In The Broom of the System, these two dueling emotional reactions—the fear of being trapped in language and the relief that at least we’re all trapped in it together—are given playful expression. Lenore suffers from a fear, as she explains to her psychiatrist, that Gramma Beadsman is right that “there’s no such thing” as “extra-linguistic anything.” (Wallace’s metafictional joke is that, for Lenore, as a character in a novel, there really isn’t any reality other than language.) Lenore’s boyfriend, a magazine editor named Rick Vigorous, soothes her throughout the book by compulsively telling her stories. Each of his stories is a not-so-thinly veiled allegory of the problems in their relationship, so that, even within the confines of the novel, Lenore and Rick become characters joined together in a reality constituted entirely by language. In the novel’s climactic scene, a televangelist-charlatan named Reverend Sykes provides another image of this same double bind: escaping loneliness together in a language game, but sealed off from a higher reality. He asks the members of his TV audience to lay their hands on their TV screens in unison in order to commune with God—to join together in what he calls a “game” that will give everyone the consoling impression of making contact, together, with the ultimate transcendent referent. “So friends,” Sykes says, “laugh if you will, but tonight I have a game for us to play together. A profoundly and vitally important game for us to play together tonight.” His patter culminates in a three-sentence exhortation, the lines of which invoke the ideas of “meaning as use,” language games, and the struggle against loneliness: “Use me, friends. Let us play the game together. I promise that no player will feel alone.” Compared to the artful techniques of Markson’s novel, these devices may seem clunky, but the intellectual aspiration was much the same.

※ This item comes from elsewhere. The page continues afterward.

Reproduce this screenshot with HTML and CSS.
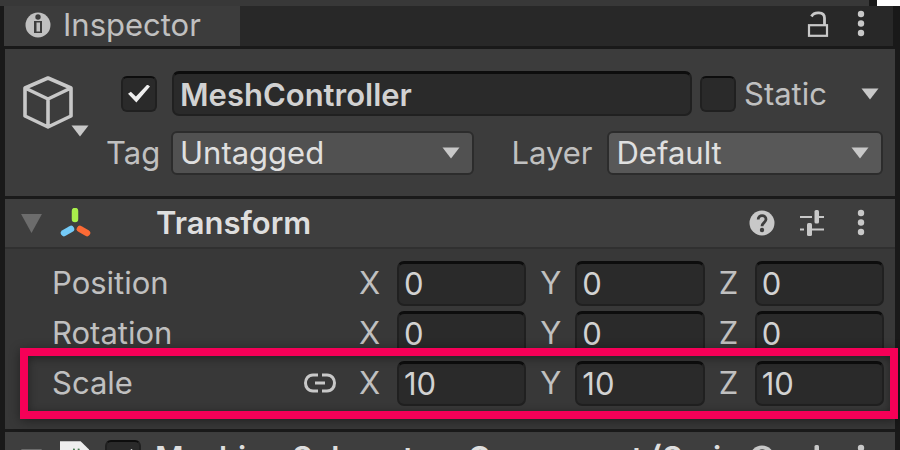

It is worth noting that, in his discussions of Markson, Broom, and solipsism, Wallace was engaging throughout in what you might call a “strong misreading” of Wittgenstein’s work. His explications of Wittgenstein’s philosophy are not always convincing or strictly true. Highly questionable, for instance, is his assertion of what he called “the postmodern, poststructuralist” implications of the Investigations, which entail that we can’t make true claims about the real world (a popular reading of Wittgenstein that many scholars hotly dispute). More straightforwardly wrong is Wallace’s claim that Wittgenstein shared Wallace’s own horror of the picture of the world in the Tractatus. Wallace told McCaffery that the reason Wittgenstein “trashed everything he’d been lauded for in the Tractatus” and developed the philosophy of the Investigations was that he “realized that no conclusion could be more horrible than solipsism.” Wallace also contended, in “The Empty Plenum,” that the impoverished role granted to ethics, aesthetics, and spiritual values in the Tractatus was “a big motivation” for its disavowal.

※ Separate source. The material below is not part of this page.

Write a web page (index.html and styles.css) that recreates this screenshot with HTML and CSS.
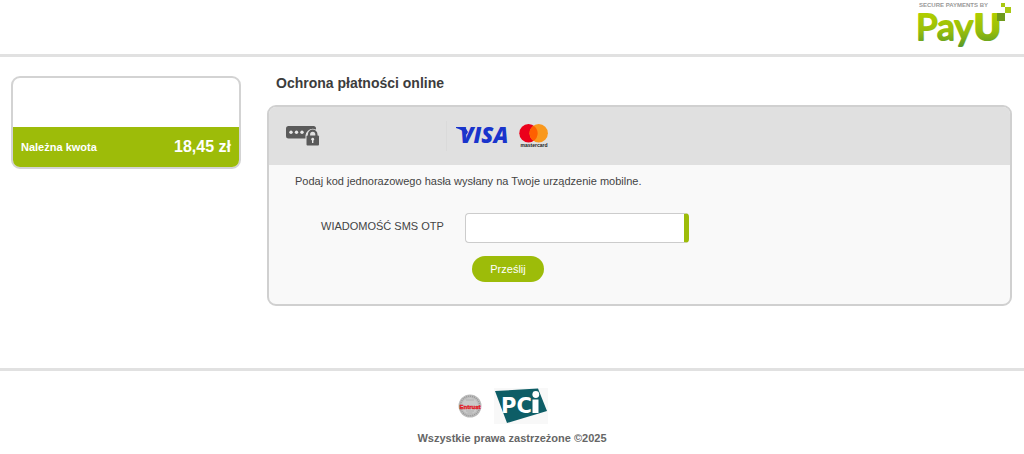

In truth, however, the biographical literature suggests that Wittgenstein was perfectly at ease with the solipsism of the Tractatus, as well as oddly, even mystically consoled by its suggestion that ethical, aesthetic, and spiritual truths are unutterable. As for the development of the late philosophy, it seems to have had its origins not in a fear of solipsism but rather in two deeply resonant objections: a technical criticism that the British mathematician Frank Ramsey made in 1923 about the Tractatus’s treatment of the matter of “color-exclusion” and a playful challenge, posed by the Italian economist Piero Saffra, that Wittgenstein provide the “logical form” of a meaningful hand gesture.
It’s possible that Wallace’s own anxieties about being “trapped” in his own head colored or confused his reading of Wittgenstein—that he projected them, in philosophical terms, onto the Tractatus and the Investigations, resulting in an overemphasis on solipsism and giving Wittgenstein’s treatment of the doctrine an alarmist, even hysterical cast. But given Wallace’s otherwise sure-handed feel for philosophical texts, it seems likely that his distortions were at least in part intentional, offered in the service of artistic and emotional “truths.” That would certainly be consistent with the ideal of fictionalized philosophy that he strove for in Broom and venerated in Wittgenstein’s Mistress—a kind of writing that blended scholarly command and poetic reimagining.

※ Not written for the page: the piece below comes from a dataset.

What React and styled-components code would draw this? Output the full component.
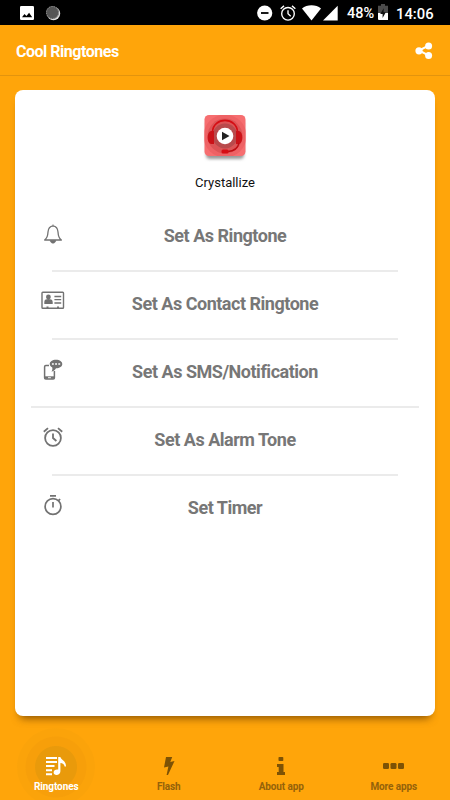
import React from "react";
import styled, { createGlobalStyle } from "styled-components";

const GlobalStyle = createGlobalStyle`
  * {
    box-sizing: border-box;
  }
  body {
    margin: 0;
    font-family: Roboto, "Liberation Sans", sans-serif;
  }
  svg {
    display: block;
    flex: none;
  }
`;
const Container = styled.div`
  width: 450px;
  height: 800px;
  display: flex;
  flex-direction: column;
  background-color: #ffa50a;
  overflow: hidden;
`;
const StatusBar = styled.div`
  height: 25px;
  padding-left: 20px;
  display: flex;
  justify-content: space-between;
  align-items: center;
  background-color: #000000;
  color: #ffffff;
`;
const StatusLeft = styled.div`
  display: flex;
  align-items: center;
  gap: 11px;
`;
const StatusRight = styled.div`
  width: 193px;
  display: grid;
  grid-template-columns: 23px 22px 21px 24px 31px 18px 54px;
  align-items: center;
`;
const StatusText = styled.span`
  height: 25px;
  padding-top: 3px;
  font-size: ${props => props.$size};
  font-weight: 500;
  line-height: 22px;
  white-space: nowrap;
`;
const Header = styled.header`
  height: 51px;
  padding: 0 17px 0 16px;
  display: flex;
  justify-content: space-between;
  align-items: center;
  border-bottom: 1px solid #e3940d;
`;
const Title = styled.h1`
  margin: 3px 0 0;
  font-size: 16px;
  font-weight: 700;
  line-height: 20px;
  letter-spacing: -0.48px;
  color: #ffffff;
`;
const Card = styled.main`
  height: 626px;
  margin: 14px 15px 0;
  padding-top: 22px;
  display: flex;
  flex-direction: column;
  align-items: center;
  flex: none;
  border-radius: 8px;
  background-color: #ffffff;
  box-shadow: 0 7px 8px -5px rgba(90, 50, 0, 0.75);
`;
const SongName = styled.p`
  height: 16px;
  margin: 12px 0 13px;
  font-size: 13px;
  line-height: 16px;
  color: #111111;
`;
const Row = styled.div`
  width: 100%;
  height: 66px;
  padding: 0 24px;
  display: grid;
  grid-template-columns: 28px 1fr 28px;
  align-items: center;
`;
const RowIcon = styled.span`
  display: flex;
  justify-content: center;
  padding-bottom: ${props => props.$lift}px;
  color: #727272;
`;
const RowLabel = styled.span`
  padding-bottom: 2px;
  font-size: 18px;
  font-weight: 700;
  line-height: 24px;
  letter-spacing: -0.48px;
  text-align: center;
  color: #777777;
`;
const Divider = styled.div`
  width: ${props => (props.$wide ? "388px" : "346px")};
  height: 2px;
  background-color: #ebebeb;
`;
const Nav = styled.nav`
  height: 84px;
  display: grid;
  grid-template-columns: repeat(4, 1fr);
  overflow: hidden;
`;
const NavItem = styled.div`
  position: relative;
  padding-top: 38px;
  display: flex;
  flex-direction: column;
  align-items: center;
  color: ${props => (props.$active ? "#ffffff" : "#7d5205")};
`;
const NavIcon = styled.span`
  height: 24px;
  display: flex;
  align-items: center;
  position: relative;
`;
const NavLabel = styled.span`
  margin-top: 1px;
  font-size: 10px;
  font-weight: 700;
  line-height: 16px;
  letter-spacing: -0.1px;
  color: ${props => (props.$active ? "#ffffff" : "#94620a")};
  position: relative;
`;
const Ripple = styled.span`
  position: absolute;
  left: 17px;
  top: 12px;
  width: 78px;
  height: 78px;
  border-radius: 50%;
  background: radial-gradient(
    circle,
    #e99a0b 0 20.5px,
    #f79f0a 21.5px 30px,
    #fba30a 31px
  );
`;

const PictureIcon = () => (
  <svg width="14" height="14" viewBox="0 0 14 14">
    <rect width="14" height="14" rx="1.3" fill="#fff" />
    <path d="M2 11.2 4.5 8l1.9 2.1L9.1 6.8l3.1 4.4z" fill="#000" />
  </svg>
);

const SyncIcon = () => (
  <svg width="16" height="16" viewBox="0 0 16 16">
    <circle cx="8.5" cy="8.5" r="6.7" fill="#ddd" />
    <circle cx="7.5" cy="7.5" r="6.5" fill="#555" />
    <circle
      cx="7.5"
      cy="7.5"
      r="6"
      fill="none"
      stroke="#999"
      strokeDasharray="1.2 1.2"
    />
  </svg>
);

const DisturbIcon = () => (
  <svg width="16" height="16" viewBox="0 0 16 16">
    <circle cx="7.7" cy="8" r="7.6" fill="#fff" />
    <path d="M4 8h7.5" stroke="#000" strokeWidth="1.8" />
  </svg>
);

const AlarmIcon = ({ size, stroke }) => (
  <svg
    width={size}
    height={size}
    viewBox="0 0 20 20"
    fill="none"
    stroke="currentColor"
    strokeWidth={stroke}
  >
    <circle cx="10" cy="11" r="7.9" />
    <path d="M10 6.5V11l3.4 3M.8 4.7l4.200-3.600M19.200 4.700l-4.200-3.600" />
  </svg>
);

const WifiIcon = () => (
  <svg width="19" height="16" viewBox="0 0 19 16">
    <path d="M0 3.5C5-.9 14-.9 19 3.5L9.5 15.5z" fill="#fff" />
  </svg>
);

const SignalIcon = () => (
  <svg width="15" height="16" viewBox="0 0 15 16">
    <path d="M0 15.5 14.7.8v14.7z" fill="#fff" />
  </svg>
);

const BatteryIcon = () => (
  <svg width="10" height="17" viewBox="0 0 10 17">
    <path d="M3 0h4v1.7h3V9H0V1.7h3z" fill="#4b4b4b" />
    <path d="M0 9h10v7H1a1 1 0 0 1-1-1z" fill="#fff" />
    <path d="M5.7 4.2 2.2 10h2.4v4l3.2-5.7H5.6z" fill="#111" />
  </svg>
);

const ShareIcon = () => (
  <svg width="18" height="18" viewBox="0 0 18 18">
    <path
      d="M13.5 4.700 4 9.500l9.500 4.800"
      fill="none"
      stroke="#fff"
      strokeWidth="2"
    />
    <g fill="#fff">
      <circle cx="13.6" cy="5" r="3.5" />
      <circle cx="4" cy="9.800" r="3.6" />
      <circle cx="13.6" cy="14.4" r="3.5" />
    </g>
  </svg>
);

const Artwork = () => (
  <svg width="50" height="51" viewBox="0 0 50 51">
    <defs>
      <clipPath id="tile">
        <rect x="4.5" y="3" width="41" height="41" rx="4.5" />
      </clipPath>
      <filter id="soft" x="-20%" y="-20%" width="140%" height="140%">
        <feGaussianBlur stdDeviation="1.4" />
      </filter>
    </defs>
    <rect
      x="6"
      y="8"
      width="38"
      height="39"
      rx="4"
      fill="#999"
      filter="url(#soft)"
    />
    <g clipPath="url(#tile)">
      <rect x="4" y="3" width="42" height="42" fill="#f66e70" />
      <circle cx="25" cy="24" r="21.5" fill="#ee6265" />
      <circle cx="25" cy="24" r="17.5" fill="#dc5456" />
      <circle cx="25" cy="24" r="12.5" fill="#b94a4c" />
      <path
        d="M12.5 20C13 4.5 37 4.5 37.5 20"
        fill="none"
        stroke="#d50d14"
        strokeWidth="1.7"
      />
      <path
        d="M14 19v13h-3c-4.5-1-4.5-12 0-13zM36 19v13h3c4.5-1 4.5-12 0-13z"
        fill="#cb1218"
      />
      <path
        d="M39 31c-1 5-5 8-11 8.5"
        fill="none"
        stroke="#bf0b10"
        strokeWidth="1.3"
      />
      <rect x="21.5" y="37.5" width="7" height="4" rx="1.5" fill="#d50d14" />
    </g>
    <circle cx="25" cy="24" r="8.3" fill="#fff" />
    <path d="m22 19.8 7.5 4.2-7.500 4.200z" fill="#222" />
  </svg>
);

const BellIcon = () => (
  <svg width="20" height="20" viewBox="0 0 20 20">
    <path
      d="M10 1.8C6.3 2.3 5.2 5 5 8c-.2 4-.7 6.2-3.4 8h16.8c-2.7-1.8-3.2-4-3.4-8-.2-3-1.3-5.7-5-6.2z"
      fill="none"
      stroke="currentColor"
      strokeWidth="1.3"
      strokeLinejoin="round"
    />
    <path
      d="M10 .3v2M7.2 16.5c.4 3.5 5.2 3.5 5.6 0z"
      fill="currentColor"
      stroke="currentColor"
      strokeWidth=".7"
    />
  </svg>
);

const ContactIcon = () => (
  <svg width="24" height="19" viewBox="0 0 24 19">
    <rect
      x="1"
      y="1.2"
      width="21.5"
      height="16"
      rx=".8"
      fill="none"
      stroke="currentColor"
      strokeWidth="1.4"
    />
    <g fill="currentColor">
      <circle cx="7.4" cy="6" r="2.4" />
      <path d="M3.3 13v-2c0-2.4 2-3 4.1-3s4.3.6 4.3 3v2z" />
      <path d="M5.5 15.5h2v2h-2zM16 15.5h2v2h-2z" />
    </g>
    <path
      d="M13.4 5.5h6.8M13.4 8.7h6.8M13.4 12h6.8"
      stroke="currentColor"
      strokeWidth="1.3"
    />
  </svg>
);

const MessageIcon = () => (
  <svg width="20" height="22" viewBox="0 0 20 22">
    <path
      d="M6 6.5H2.8c-.8 0-1.2.4-1.2 1.2v11.1c0 .8.4 1.2 1.2 1.2h7.4c.8 0 1.2-.4 1.2-1.2V12"
      fill="none"
      stroke="currentColor"
      strokeWidth="1.5"
    />
    <path d="M1.5 17.3h10v2.5h-10z" fill="currentColor" />
    <path d="M5 18.7h2.9" stroke="#fff" strokeWidth=".9" />
    <path
      d="M13 .7c3.7 0 6.3 1.9 6.3 4.3S16.7 9.3 13 9.3c-1 2-2.5 3-4.6 3.3 1-1.3 1.1-2.4.9-4.2C7.700 7.700 6.700 6.600 6.700 5 6.700 2.600 9.300.7 13 .7z"
      fill="currentColor"
    />
    <path
      d="M8.9 5h1.9M12.1 5H14M15.3 5h1.900"
      stroke="#fff"
      strokeWidth="1.6"
    />
  </svg>
);

const TimerIcon = () => (
  <svg
    width="20"
    height="22"
    viewBox="0 0 20 22"
    fill="none"
    stroke="currentColor"
    strokeWidth="1.7"
  >
    <circle cx="10" cy="12.5" r="7.9" />
    <path d="M7 1.8h6M10 8v5.5M15.3 6.800l1.800-1.800" />
  </svg>
);

const PlaylistIcon = () => (
  <svg width="22" height="20" viewBox="0 0 22 20">
    <path
      d="M1 2h11M1 6h11M1 10h8.5M1 14.3h6M1 18.2h6"
      stroke="#fff"
      strokeWidth="1.9"
    />
    <path
      d="M13.2 1h2.2c.3 3 5.6 3.2 5.6 9.500h-1.400c-.2-2.300-2-3.400-4.200-3.600v8.300c0 2.300-1.900 3.800-3.900 3.800-1.700 0-2.900-1-2.900-2.500 0-2.100 2.300-3.500 4.600-2.900z"
      fill="#fff"
    />
  </svg>
);

const FlashIcon = () => (
  <svg width="12" height="20" viewBox="0 0 12 20">
    <path
      d="M3 1h6.2L7.300 6 11.500 5 5 19H3.600l1.800-8.400L1 11.500z"
      fill="currentColor"
    />
  </svg>
);

const InfoIcon = () => (
  <svg width="10" height="20" viewBox="0 0 10 20" fill="currentColor">
    <rect x="2.5" y="1" width="4.8" height="4" rx=".8" />
    <path d="M1 8h6.5v8H9v3H1v-3h1.700v-5H1z" />
  </svg>
);

const MoreIcon = () => (
  <svg width="22" height="6" viewBox="0 0 22 6" fill="currentColor">
    <rect x="0" width="6" height="6" rx="1.3" />
    <rect x="7.5" width="6" height="6" rx="1.3" />
    <rect x="15" width="6" height="6" rx="1.3" />
  </svg>
);

const options = [
  { label: "Set As Ringtone", icon: <BellIcon />, lift: 6 },
  { label: "Set As Contact Ringtone", icon: <ContactIcon />, lift: 9 },
  { label: "Set As SMS/Notification", icon: <MessageIcon />, lift: 6, wide: true },
  { label: "Set As Alarm Tone", icon: <AlarmIcon size={20} stroke={1.8} />, lift: 8 },
  { label: "Set Timer", icon: <TimerIcon />, lift: 8 }
];

const tabs = [
  { label: "Ringtones", icon: <PlaylistIcon />, active: true },
  { label: "Flash", icon: <FlashIcon /> },
  { label: "About app", icon: <InfoIcon /> },
  { label: "More apps", icon: <MoreIcon /> }
];

const App = () => (
  <>
    <GlobalStyle />
    <Container>
      <StatusBar>
        <StatusLeft>
          <PictureIcon />
          <SyncIcon />
        </StatusLeft>
        <StatusRight>
          <DisturbIcon />
          <AlarmIcon size={16} stroke={1.7} />
          <WifiIcon />
          <SignalIcon />
          <StatusText $size="14.5px">48%</StatusText>
          <BatteryIcon />
          <StatusText $size="14.8px">14:06</StatusText>
        </StatusRight>
      </StatusBar>
      <Header>
        <Title>Cool Ringtones</Title>
        <ShareIcon />
      </Header>
      <Card>
        <Artwork />
        <SongName>Crystallize</SongName>
        {options.map((option, i) => (
          <React.Fragment key={option.label}>
            <Row>
              <RowIcon $lift={option.lift}>{option.icon}</RowIcon>
              <RowLabel>{option.label}</RowLabel>
            </Row>
            {i < options.length - 1 && <Divider $wide={option.wide} />}
          </React.Fragment>
        ))}
      </Card>
      <Nav>
        {tabs.map(tab => (
          <NavItem key={tab.label} $active={tab.active}>
            {tab.active && <Ripple />}
            <NavIcon>{tab.icon}</NavIcon>
            <NavLabel $active={tab.active}>{tab.label}</NavLabel>
          </NavItem>
        ))}
      </Nav>
    </Container>
  </>
);

export default App;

Whatever the explanation for his preoccupation with solipsism in Wittgenstein, Wallace never abandoned his fixation on sealed-off people. Few readers of Infinite Jest will forget the lonely fate of the Hal Incandenza, who becomes so alienated from the world that his speech becomes unintelligible to others, or the lifeless zombiehood that befalls anyone who watches the novel’s eponymous film, which is so entertaining that its viewer becomes incapable of doing anything other than watch it. But Mark Costello pointed out to me an important irony: for someone as obsessed with isolation as Wallace, he was “obviously a social novelist, a novelist of noticed details, on a near-encyclopedic scale.” Where other novelists dealing with solipsism, like Markson and Beckett, painted barren images with small compressed sentences, Costello observed, “Dave tackled the issue by massively overfilling his scenes and sentences to comic bursting”—indeed to the point of panicked overstimulation. There was a palpable strain for Wallace between engagement with the world, in all its overwhelming fullness, and withdrawal to one’s own head, in all its loneliness. The world was too much, the mind alone too little. “You can’t be anything but contemptible living for yourself,” Costello said, summing up the dilemma. “But letting the world in—that sucks too.”
It’s not exactly what you’d call an intellectual conundrum. But it was the lived one.